> [SET EXERCISE]:
Output every line exactly as written. Leave out pictures.

> [PROVIDED DATA]:
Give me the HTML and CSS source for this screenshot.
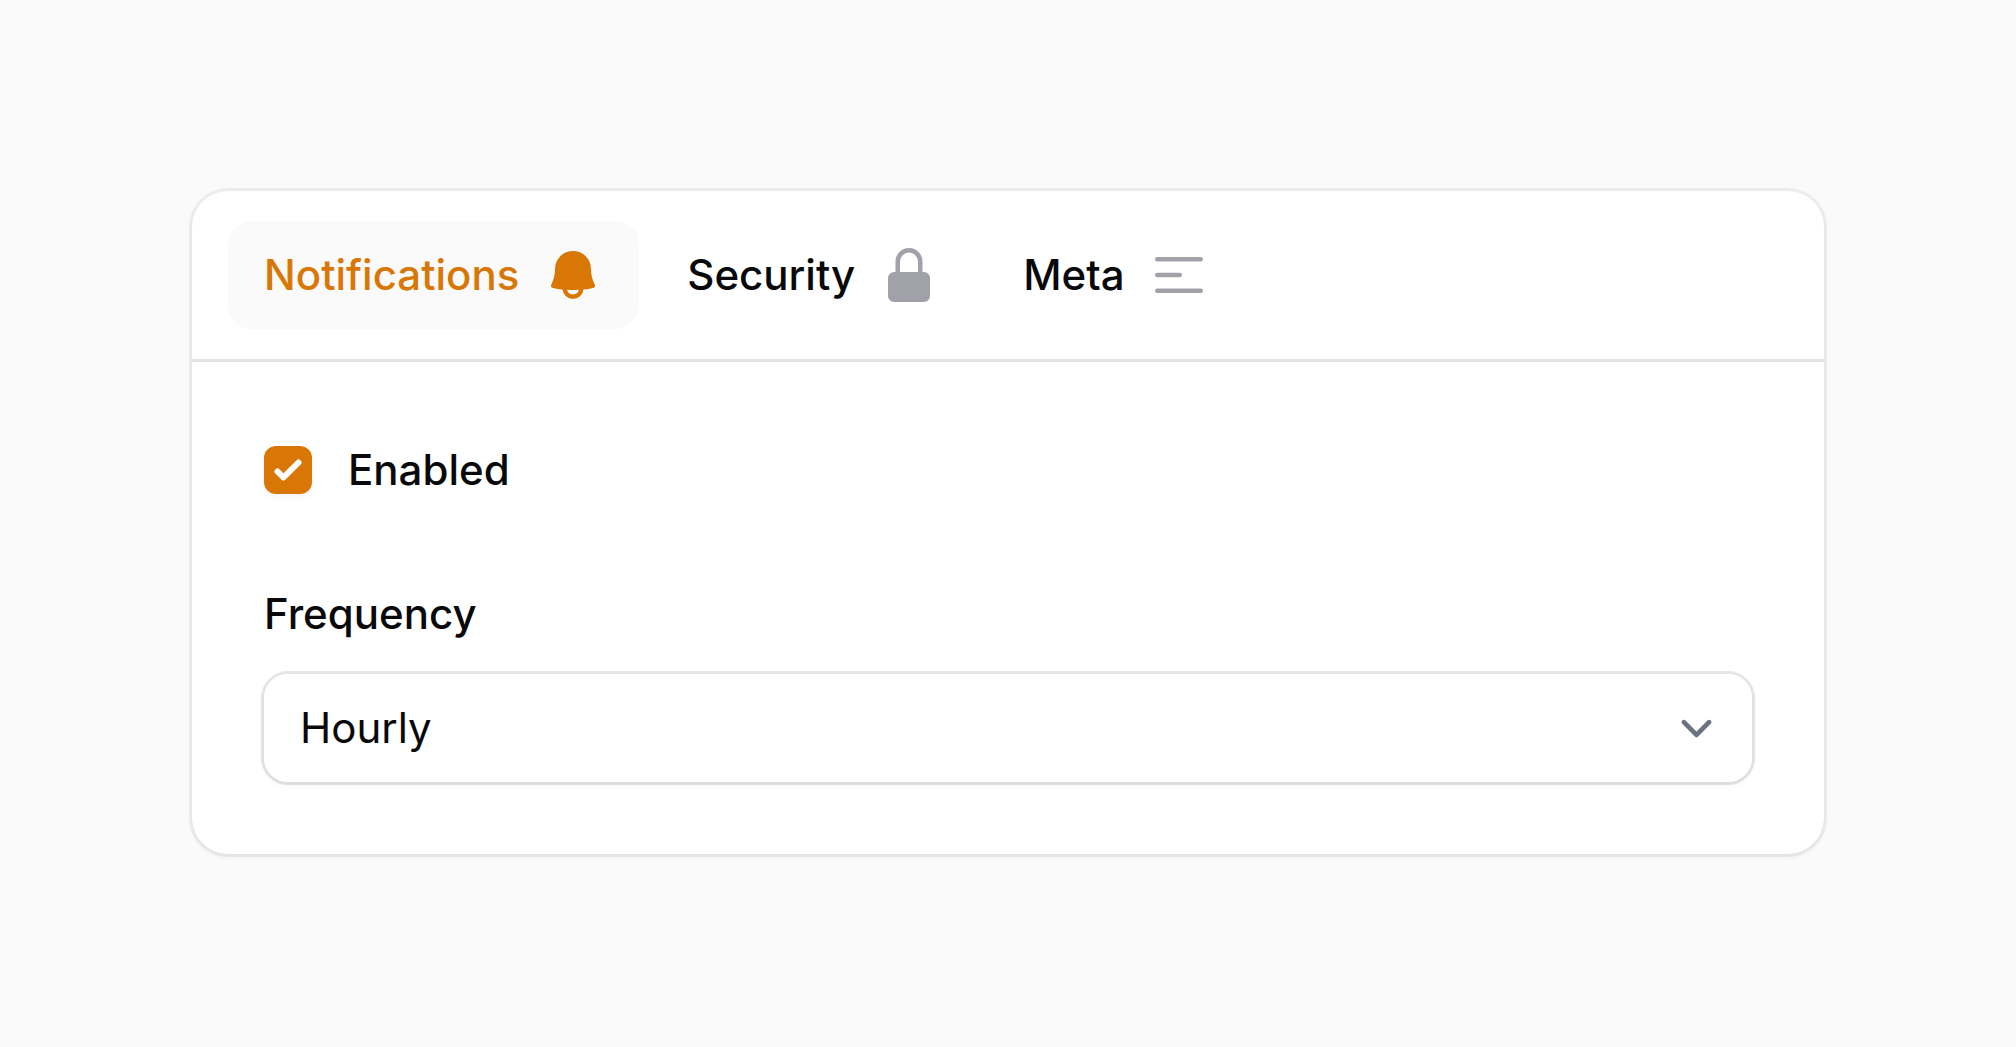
FILE: index.html
```html
<!DOCTYPE html>
<html lang="en">
<head>
    <meta charset="utf-8">
    <title>Notification settings</title>
    <link rel="stylesheet" href="styles.css">
</head>
<body>
    <main class="card">
        <div class="tabs" role="tablist">
            <button class="tab active" type="button" role="tab" aria-selected="true">
                Notifications
                <svg class="tab-icon" viewBox="0 0 20 20" fill="currentColor" aria-hidden="true">
                    <path fill-rule="evenodd" d="M10 2a6 6 0 00-6 6c0 1.887-.454 3.665-1.257 5.234a.75.75 0 00.515 1.076 32.91 32.91 0 003.256.508 3.5 3.5 0 006.972 0 32.903 32.903 0 003.256-.508.75.75 0 00.515-1.076A11.448 11.448 0 0116 8a6 6 0 00-6-6zM8.05 14.943a33.54 33.54 0 003.9 0 2 2 0 01-3.9 0z"/>
                </svg>
            </button>
            <button class="tab" type="button" role="tab" aria-selected="false">
                Security
                <svg class="tab-icon" viewBox="0 0 20 20" fill="currentColor" aria-hidden="true">
                    <path fill-rule="evenodd" d="M10 1a4.5 4.5 0 00-4.5 4.5V9H5a2 2 0 00-2 2v6a2 2 0 002 2h10a2 2 0 002-2v-6a2 2 0 00-2-2h-.5V5.5A4.5 4.5 0 0010 1zm3 8V5.5a3 3 0 10-6 0V9h6z"/>
                </svg>
            </button>
            <button class="tab" type="button" role="tab" aria-selected="false">
                Meta
                <svg class="tab-icon" viewBox="0 0 20 20" fill="currentColor" aria-hidden="true">
                    <path fill-rule="evenodd" d="M2 4.75A.75.75 0 012.75 4h14.5a.75.75 0 010 1.5H2.75A.75.75 0 012 4.75zM2 10a.75.75 0 01.75-.75h7.5a.75.75 0 010 1.5h-7.5A.75.75 0 012 10zm0 5.25a.75.75 0 01.75-.75h14.5a.75.75 0 010 1.5H2.75a.75.75 0 01-.75-.75z"/>
                </svg>
            </button>
        </div>

        <form class="panel" role="tabpanel">
            <label class="check-row">
                <span class="check">
                    <input type="checkbox" name="enabled" checked>
                    <svg viewBox="0 0 16 16" fill="currentColor" aria-hidden="true">
                        <path d="M12.207 4.793a1 1 0 010 1.414l-5 5a1 1 0 01-1.414 0l-2-2a1 1 0 011.414-1.414L6.5 9.086l4.293-4.293a1 1 0 011.414 0z"/>
                    </svg>
                </span>
                Enabled
            </label>

            <div class="field">
                <label for="frequency">Frequency</label>
                <div class="select">
                    <select id="frequency" name="frequency">
                        <option selected>Hourly</option>
                        <option>Daily</option>
                        <option>Weekly</option>
                    </select>
                    <svg class="chevron" viewBox="0 0 20 20" fill="none" stroke="currentColor" stroke-width="1.5" stroke-linecap="round" stroke-linejoin="round" aria-hidden="true">
                        <path d="M6 8l4 4 4-4"/>
                    </svg>
                </div>
            </div>
        </form>
    </main>
</body>
</html>
```
FILE: styles.css
```css
* { box-sizing: border-box; }

body {
    margin: 0;
    padding: 191px 192px;
    background: #fafafa;
    color: #09090b;
    font-family: Inter, sans-serif;
    font-size: 42px;
    font-weight: 500;
    line-height: 72px;
}

.card {
    background: #fff;
    border-radius: 36px;
    box-shadow: 0 0 0 3px rgba(9, 9, 11, 0.05), 0 3px 6px rgba(0, 0, 0, 0.05);
}

/* Tabs */
.tabs {
    display: flex;
    gap: 12px;
    padding: 30px 36px;
    border-bottom: 3px solid #e4e4e5;
}
.tab {
    display: flex;
    align-items: center;
    gap: 24px;
    padding: 24px 36px;
    border: none;
    border-radius: 24px;
    background: none;
    color: inherit;
    font: inherit;
    line-height: 60px;
    cursor: pointer;
}
.tab.active {
    background: #fafafa;
    color: #d97706;
}
.tab-icon {
    width: 60px;
    height: 60px;
    color: #a1a1aa;
}
.tab.active .tab-icon { color: #d97706; }

/* Form */
.panel {
    display: grid;
    gap: 72px;
    padding: 72px;
}
.check-row {
    display: flex;
    align-items: center;
    justify-self: start;
    gap: 36px;
}
.check {
    display: grid;
    width: 48px;
    height: 48px;
}
.check input,
.check svg {
    grid-area: 1 / 1;
    width: 48px;
    height: 48px;
    margin: 0;
}
.check input {
    appearance: none;
    border-radius: 12px;
    background: #fff;
    box-shadow: 0 0 0 3px rgba(9, 9, 11, 0.1);
}
.check input:checked {
    background: #d97706;
    box-shadow: 0 3px 6px rgba(0, 0, 0, 0.05);
}
.check svg {
    color: #fff;
    pointer-events: none;
}

.field {
    display: grid;
    gap: 24px;
}
.field label { justify-self: start; }
.select {
    position: relative;
    border-radius: 24px;
    box-shadow: 0 0 0 3px rgba(9, 9, 11, 0.1), 0 3px 6px rgba(0, 0, 0, 0.05);
}
.select select {
    display: block;
    appearance: none;
    width: 100%;
    height: 108px;
    padding: 0 96px 0 36px;
    border: none;
    border-radius: 24px;
    background: #fff;
    color: inherit;
    font: inherit;
    font-weight: 400;
}
.chevron {
    position: absolute;
    top: 23px;
    right: 24px;
    width: 63px;
    height: 63px;
    color: #6b7280;
    pointer-events: none;
}
```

> [THE RESULT]:
Give me the HTML and CSS source for this screenshot.
FILE: index.html
```html
<!DOCTYPE html>
<html lang="en">
<head>
    <meta charset="utf-8">
    <title>Notification settings</title>
    <link rel="stylesheet" href="styles.css">
</head>
<body>
    <main class="card">
        <div class="tabs" role="tablist">
            <button class="tab active" type="button" role="tab" aria-selected="true">
                Notifications
                <svg class="tab-icon" viewBox="0 0 20 20" fill="currentColor" aria-hidden="true">
                    <path fill-rule="evenodd" d="M10 2a6 6 0 00-6 6c0 1.887-.454 3.665-1.257 5.234a.75.75 0 00.515 1.076 32.91 32.91 0 003.256.508 3.5 3.5 0 006.972 0 32.903 32.903 0 003.256-.508.75.75 0 00.515-1.076A11.448 11.448 0 0116 8a6 6 0 00-6-6zM8.05 14.943a33.54 33.54 0 003.9 0 2 2 0 01-3.9 0z"/>
                </svg>
            </button>
            <button class="tab" type="button" role="tab" aria-selected="false">
                Security
                <svg class="tab-icon" viewBox="0 0 20 20" fill="currentColor" aria-hidden="true">
                    <path fill-rule="evenodd" d="M10 1a4.5 4.5 0 00-4.5 4.5V9H5a2 2 0 00-2 2v6a2 2 0 002 2h10a2 2 0 002-2v-6a2 2 0 00-2-2h-.5V5.5A4.5 4.5 0 0010 1zm3 8V5.5a3 3 0 10-6 0V9h6z"/>
                </svg>
            </button>
            <button class="tab" type="button" role="tab" aria-selected="false">
                Meta
                <svg class="tab-icon" viewBox="0 0 20 20" fill="currentColor" aria-hidden="true">
                    <path fill-rule="evenodd" d="M2 4.75A.75.75 0 012.75 4h14.5a.75.75 0 010 1.5H2.75A.75.75 0 012 4.75zM2 10a.75.75 0 01.75-.75h7.5a.75.75 0 010 1.5h-7.5A.75.75 0 012 10zm0 5.25a.75.75 0 01.75-.75h14.5a.75.75 0 010 1.5H2.75a.75.75 0 01-.75-.75z"/>
                </svg>
            </button>
        </div>

        <form class="panel" role="tabpanel">
            <label class="check-row">
                <span class="check">
                    <input type="checkbox" name="enabled" checked>
                    <svg viewBox="0 0 16 16" fill="currentColor" aria-hidden="true">
                        <path d="M12.207 4.793a1 1 0 010 1.414l-5 5a1 1 0 01-1.414 0l-2-2a1 1 0 011.414-1.414L6.5 9.086l4.293-4.293a1 1 0 011.414 0z"/>
                    </svg>
                </span>
                Enabled
            </label>

            <div class="field">
                <label for="frequency">Frequency</label>
                <div class="select">
                    <select id="frequency" name="frequency">
                        <option selected>Hourly</option>
                        <option>Daily</option>
                        <option>Weekly</option>
                    </select>
                    <svg class="chevron" viewBox="0 0 20 20" fill="none" stroke="currentColor" stroke-width="1.5" stroke-linecap="round" stroke-linejoin="round" aria-hidden="true">
                        <path d="M6 8l4 4 4-4"/>
                    </svg>
                </div>
            </div>
        </form>
    </main>
</body>
</html>
```
FILE: styles.css
```css
* { box-sizing: border-box; }

body {
    margin: 0;
    padding: 191px 192px;
    background: #fafafa;
    color: #09090b;
    font-family: Inter, sans-serif;
    font-size: 42px;
    font-weight: 500;
    line-height: 72px;
}

.card {
    background: #fff;
    border-radius: 36px;
    box-shadow: 0 0 0 3px rgba(9, 9, 11, 0.05), 0 3px 6px rgba(0, 0, 0, 0.05);
}

/* Tabs */
.tabs {
    display: flex;
    gap: 12px;
    padding: 30px 36px;
    border-bottom: 3px solid #e4e4e5;
}
.tab {
    display: flex;
    align-items: center;
    gap: 24px;
    padding: 24px 36px;
    border: none;
    border-radius: 24px;
    background: none;
    color: inherit;
    font: inherit;
    line-height: 60px;
    cursor: pointer;
}
.tab.active {
    background: #fafafa;
    color: #d97706;
}
.tab-icon {
    width: 60px;
    height: 60px;
    color: #a1a1aa;
}
.tab.active .tab-icon { color: #d97706; }

/* Form */
.panel {
    display: grid;
    gap: 72px;
    padding: 72px;
}
.check-row {
    display: flex;
    align-items: center;
    justify-self: start;
    gap: 36px;
}
.check {
    display: grid;
    width: 48px;
    height: 48px;
}
.check input,
.check svg {
    grid-area: 1 / 1;
    width: 48px;
    height: 48px;
    margin: 0;
}
.check input {
    appearance: none;
    border-radius: 12px;
    background: #fff;
    box-shadow: 0 0 0 3px rgba(9, 9, 11, 0.1);
}
.check input:checked {
    background: #d97706;
    box-shadow: 0 3px 6px rgba(0, 0, 0, 0.05);
}
.check svg {
    color: #fff;
    pointer-events: none;
}

.field {
    display: grid;
    gap: 24px;
}
.field label { justify-self: start; }
.select {
    position: relative;
    border-radius: 24px;
    box-shadow: 0 0 0 3px rgba(9, 9, 11, 0.1), 0 3px 6px rgba(0, 0, 0, 0.05);
}
.select select {
    display: block;
    appearance: none;
    width: 100%;
    height: 108px;
    padding: 0 96px 0 36px;
    border: none;
    border-radius: 24px;
    background: #fff;
    color: inherit;
    font: inherit;
    font-weight: 400;
}
.chevron {
    position: absolute;
    top: 23px;
    right: 24px;
    width: 63px;
    height: 63px;
    color: #6b7280;
    pointer-events: none;
}
```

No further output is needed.